→ Instruction
Images are not part of the copy; transcribe all the data exactly.

→ Data excerpt
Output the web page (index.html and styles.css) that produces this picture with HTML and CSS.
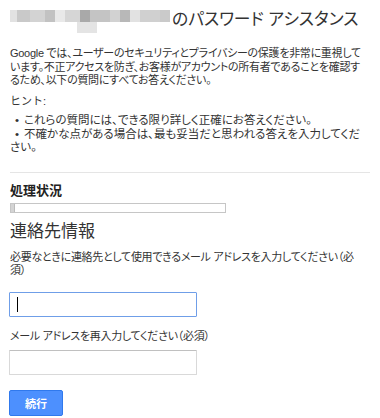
FILE: index.html
```html
<!DOCTYPE html>
<html lang="ja">
<head>
    <meta charset="UTF-8">
    <title>パスワード アシスタンス</title>
    <link rel="stylesheet" href="styles.css">
</head>
<body>
    <div class="page">
        <h1 class="title">
            <span class="mosaic">
                <span class="m1"></span><span class="m2"></span><span class="m3"></span><span class="m4"></span>
                <span class="m5"></span><span class="m6"></span><span class="m7"><i></i></span><span class="m8"></span>
                <span class="m9"></span><span class="m10"></span><span class="m11"></span><span class="m12"></span>
                <span class="m13"></span>
            </span>
            のパスワード アシスタンス
        </h1>

        <p class="intro">Google では、ユーザーのセキュリティとプライバシーの保護を非常に重視しています。不正アクセスを防ぎ、お客様がアカウントの所有者であることを確認するため、以下の質問にすべてお答えください。</p>

        <p class="hint-label">ヒント:</p>
        <ul class="hints">
            <li>これらの質問には、できる限り詳しく正確にお答えください。</li>
            <li>不確かな点がある場合は、最も妥当だと思われる答えを入力してください。</li>
        </ul>

        <hr class="divider">

        <h2 class="status-title">処理状況</h2>
        <div class="progress"><div class="progress-fill" style="width: 1.5%"></div></div>

        <h2 class="section-title">連絡先情報</h2>

        <label class="field-label" for="email">必要なときに連絡先として使用できるメール アドレスを入力してください（必須）</label>
        <div class="field">
            <input class="text-input focused" id="email" type="text">
            <span class="caret"></span>
        </div>

        <label class="field-label second" for="email2">メール アドレスを再入力してください（必須）</label>
        <div class="field second">
            <input class="text-input" id="email2" type="text">
        </div>

        <button class="btn">続行</button>
    </div>
</body>
</html>
```

FILE: styles.css
```css
body, html {
    margin: 0;
    padding: 0;
    background: #fff;
    color: #333;
    font-family: "Liberation Sans", "Noto Sans CJK JP", sans-serif;
}

.page {
    padding: 0 10px;
    width: 360px;
    overflow: hidden;
    height: 418px;
}

.title {
    display: flex;
    align-items: center;
    margin: 0;
    padding-top: 4px;
    height: 28px;
    font-size: 16.8px;
    font-weight: normal;
    color: #333;
    font-feature-settings: "palt";
    white-space: nowrap;
}

/* blurred account name */
.mosaic {
    display: flex;
    height: 12px;
    margin-top: -4px;
    margin-right: 2px;
}

.mosaic span {
    display: block;
    height: 12px;
    position: relative;
}

.m1 { width: 7px; background: #e2e2e2; }
.m2 { width: 13px; background: #c9c9c9; }
.m3 { width: 15px; background: #d3d3d3; }
.m4 { width: 10px; background: #c2c2c2; }
.m5 { width: 10px; background: #e9e9e9; }
.m6 { width: 15px; background: #d6d6d6; }
.m7 { width: 10px; background: #a9a9a9; }
.m8 { width: 20px; background: #c4c4c4; }
.m9 { width: 10px; background: #d2d2d2; }
.m10 { width: 10px; background: #b8b8b8; }
.m11 { width: 10px; background: #e2e2e2; }
.m12 { width: 20px; background: #d0d0d0; }
.m13 { width: 10px; background: #cacaca; }

.m7 i {
    position: absolute;
    top: 12px;
    left: -3px;
    width: 20px;
    height: 11px;
    background: #e4e4e4;
}

.intro {
    margin: 15px 0 0;
    width: 355px;
    font-size: 11px;
    line-height: 13.5px;
    letter-spacing: -0.29px;
    font-feature-settings: "palt";
}

.hint-label {
    margin: 7px 0 0;
    font-size: 11px;
    line-height: 13.5px;
}

.hints {
    margin: 6px 0 0;
    padding: 0;
    list-style: none;
    font-size: 11.5px;
    line-height: 13.5px;
    font-feature-settings: "palt";
}

.hints li::before {
    content: "•";
    display: inline-block;
    width: 14px;
    text-align: center;
}

.divider {
    border: 0;
    border-top: 1px solid #e5e5e5;
    margin: 17px 0 0;
}

.status-title {
    margin: 10px 0 0;
    font-size: 13px;
    line-height: 16px;
    font-weight: bold;
    color: #222;
}

.progress {
    margin-top: 4px;
    width: 214px;
    height: 8px;
    border: 1px solid #c6c6c6;
    background: #fff;
}

.progress-fill {
    height: 100%;
    background: #d4d4d4;
    border-right: 1px solid #bbb;
}

.section-title {
    margin: 9px 0 0;
    font-size: 17px;
    line-height: 20px;
    font-weight: normal;
    color: #333;
}

.field-label {
    display: block;
    margin-top: 9px;
    width: 352px;
    font-size: 11px;
    line-height: 13.5px;
    letter-spacing: -0.3px;
    font-feature-settings: "palt";
}

.field-label.second {
    margin-top: 13px;
}

.field {
    position: relative;
    margin-top: 14px;
    width: 188px;
}

.field.second {
    margin-top: 7px;
}

.text-input {
    display: block;
    box-sizing: border-box;
    width: 188px;
    height: 25px;
    margin: 0 0 0 -1px;
    padding: 0 8px;
    border: 1px solid #d9d9d9;
    border-top-color: #c0c0c0;
    border-radius: 1px;
    background: #fff;
    outline: none;
}

.text-input.focused {
    border-color: #6f9ee8;
}

.caret {
    position: absolute;
    left: 7px;
    top: 5px;
    width: 1px;
    height: 15px;
    background: #000;
}

.btn {
    display: block;
    margin: 15px 0 0 -1px;
    width: 54px;
    height: 26px;
    border: 1px solid #3079ed;
    border-radius: 2px;
    background: #4d90fe;
    color: #fff;
    font-family: "Liberation Sans", "Noto Sans CJK JP", sans-serif;
    font-size: 11px;
    font-weight: bold;
}
```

→ Solution below
Output the web page (index.html and styles.css) that produces this picture with HTML and CSS.
FILE: index.html
```html
<!DOCTYPE html>
<html lang="ja">
<head>
    <meta charset="UTF-8">
    <title>パスワード アシスタンス</title>
    <link rel="stylesheet" href="styles.css">
</head>
<body>
    <div class="page">
        <h1 class="title">
            <span class="mosaic">
                <span class="m1"></span><span class="m2"></span><span class="m3"></span><span class="m4"></span>
                <span class="m5"></span><span class="m6"></span><span class="m7"><i></i></span><span class="m8"></span>
                <span class="m9"></span><span class="m10"></span><span class="m11"></span><span class="m12"></span>
                <span class="m13"></span>
            </span>
            のパスワード アシスタンス
        </h1>

        <p class="intro">Google では、ユーザーのセキュリティとプライバシーの保護を非常に重視しています。不正アクセスを防ぎ、お客様がアカウントの所有者であることを確認するため、以下の質問にすべてお答えください。</p>

        <p class="hint-label">ヒント:</p>
        <ul class="hints">
            <li>これらの質問には、できる限り詳しく正確にお答えください。</li>
            <li>不確かな点がある場合は、最も妥当だと思われる答えを入力してください。</li>
        </ul>

        <hr class="divider">

        <h2 class="status-title">処理状況</h2>
        <div class="progress"><div class="progress-fill" style="width: 1.5%"></div></div>

        <h2 class="section-title">連絡先情報</h2>

        <label class="field-label" for="email">必要なときに連絡先として使用できるメール アドレスを入力してください（必須）</label>
        <div class="field">
            <input class="text-input focused" id="email" type="text">
            <span class="caret"></span>
        </div>

        <label class="field-label second" for="email2">メール アドレスを再入力してください（必須）</label>
        <div class="field second">
            <input class="text-input" id="email2" type="text">
        </div>

        <button class="btn">続行</button>
    </div>
</body>
</html>
```

FILE: styles.css
```css
body, html {
    margin: 0;
    padding: 0;
    background: #fff;
    color: #333;
    font-family: "Liberation Sans", "Noto Sans CJK JP", sans-serif;
}

.page {
    padding: 0 10px;
    width: 360px;
    overflow: hidden;
    height: 418px;
}

.title {
    display: flex;
    align-items: center;
    margin: 0;
    padding-top: 4px;
    height: 28px;
    font-size: 16.8px;
    font-weight: normal;
    color: #333;
    font-feature-settings: "palt";
    white-space: nowrap;
}

/* blurred account name */
.mosaic {
    display: flex;
    height: 12px;
    margin-top: -4px;
    margin-right: 2px;
}

.mosaic span {
    display: block;
    height: 12px;
    position: relative;
}

.m1 { width: 7px; background: #e2e2e2; }
.m2 { width: 13px; background: #c9c9c9; }
.m3 { width: 15px; background: #d3d3d3; }
.m4 { width: 10px; background: #c2c2c2; }
.m5 { width: 10px; background: #e9e9e9; }
.m6 { width: 15px; background: #d6d6d6; }
.m7 { width: 10px; background: #a9a9a9; }
.m8 { width: 20px; background: #c4c4c4; }
.m9 { width: 10px; background: #d2d2d2; }
.m10 { width: 10px; background: #b8b8b8; }
.m11 { width: 10px; background: #e2e2e2; }
.m12 { width: 20px; background: #d0d0d0; }
.m13 { width: 10px; background: #cacaca; }

.m7 i {
    position: absolute;
    top: 12px;
    left: -3px;
    width: 20px;
    height: 11px;
    background: #e4e4e4;
}

.intro {
    margin: 15px 0 0;
    width: 355px;
    font-size: 11px;
    line-height: 13.5px;
    letter-spacing: -0.29px;
    font-feature-settings: "palt";
}

.hint-label {
    margin: 7px 0 0;
    font-size: 11px;
    line-height: 13.5px;
}

.hints {
    margin: 6px 0 0;
    padding: 0;
    list-style: none;
    font-size: 11.5px;
    line-height: 13.5px;
    font-feature-settings: "palt";
}

.hints li::before {
    content: "•";
    display: inline-block;
    width: 14px;
    text-align: center;
}

.divider {
    border: 0;
    border-top: 1px solid #e5e5e5;
    margin: 17px 0 0;
}

.status-title {
    margin: 10px 0 0;
    font-size: 13px;
    line-height: 16px;
    font-weight: bold;
    color: #222;
}

.progress {
    margin-top: 4px;
    width: 214px;
    height: 8px;
    border: 1px solid #c6c6c6;
    background: #fff;
}

.progress-fill {
    height: 100%;
    background: #d4d4d4;
    border-right: 1px solid #bbb;
}

.section-title {
    margin: 9px 0 0;
    font-size: 17px;
    line-height: 20px;
    font-weight: normal;
    color: #333;
}

.field-label {
    display: block;
    margin-top: 9px;
    width: 352px;
    font-size: 11px;
    line-height: 13.5px;
    letter-spacing: -0.3px;
    font-feature-settings: "palt";
}

.field-label.second {
    margin-top: 13px;
}

.field {
    position: relative;
    margin-top: 14px;
    width: 188px;
}

.field.second {
    margin-top: 7px;
}

.text-input {
    display: block;
    box-sizing: border-box;
    width: 188px;
    height: 25px;
    margin: 0 0 0 -1px;
    padding: 0 8px;
    border: 1px solid #d9d9d9;
    border-top-color: #c0c0c0;
    border-radius: 1px;
    background: #fff;
    outline: none;
}

.text-input.focused {
    border-color: #6f9ee8;
}

.caret {
    position: absolute;
    left: 7px;
    top: 5px;
    width: 1px;
    height: 15px;
    background: #000;
}

.btn {
    display: block;
    margin: 15px 0 0 -1px;
    width: 54px;
    height: 26px;
    border: 1px solid #3079ed;
    border-radius: 2px;
    background: #4d90fe;
    color: #fff;
    font-family: "Liberation Sans", "Noto Sans CJK JP", sans-serif;
    font-size: 11px;
    font-weight: bold;
}
```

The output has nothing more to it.